Tips for Making Gingerbread Houses

If this is your first time making gingerbread, then you will want to read through these tips. It isn’t hard, but it helps to know a little about your dough!

  • About this Gingerbread: This recipe isn’t really designed for gingerbread to eat, more so for a stable building gingerbread (also called construction grade gingerbread). It IS edible and it tastes pretty good, but it’s not as sweet as a regular gingerbread cookie.
  • Softer Gingerbread: It can be baked a few minutes less for a softer bite (but not recommended for houses/structures because it won’t withstand the weight of the royal icing) and it can be baked a few minutes longer for an even stronger construction cookie.
  • Using Another Template: If using a different house template, the baking time will vary because of the size. The larger the piece, the longer the bake.
  • When Chilling Before Baking: It can be chilled before cutting or baking, but will need at least an extra minute or two in the oven.
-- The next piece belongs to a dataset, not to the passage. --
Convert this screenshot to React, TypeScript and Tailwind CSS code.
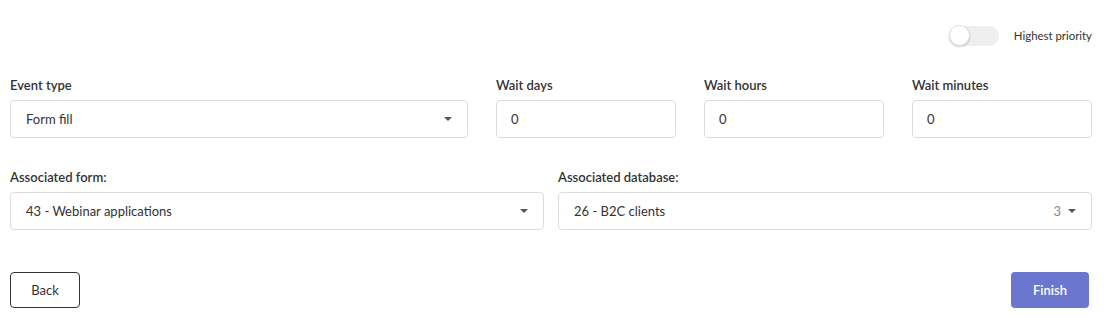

Storing Gingerbread Houses

If you are not planning on eating your gingerbread house, then it is really easy to store! You will want to keep it out on the counter for everyone to see and enjoy!

  • On the Counter: Keep your gingerbread house on your counter to enjoy throughout the holidays. It will last on your counter as long as you want to show it off! If you plan to eat it, keep it in an airtight container or wrapped in plastic wrap. It will last for about a week. After a week it will be too hard to eat!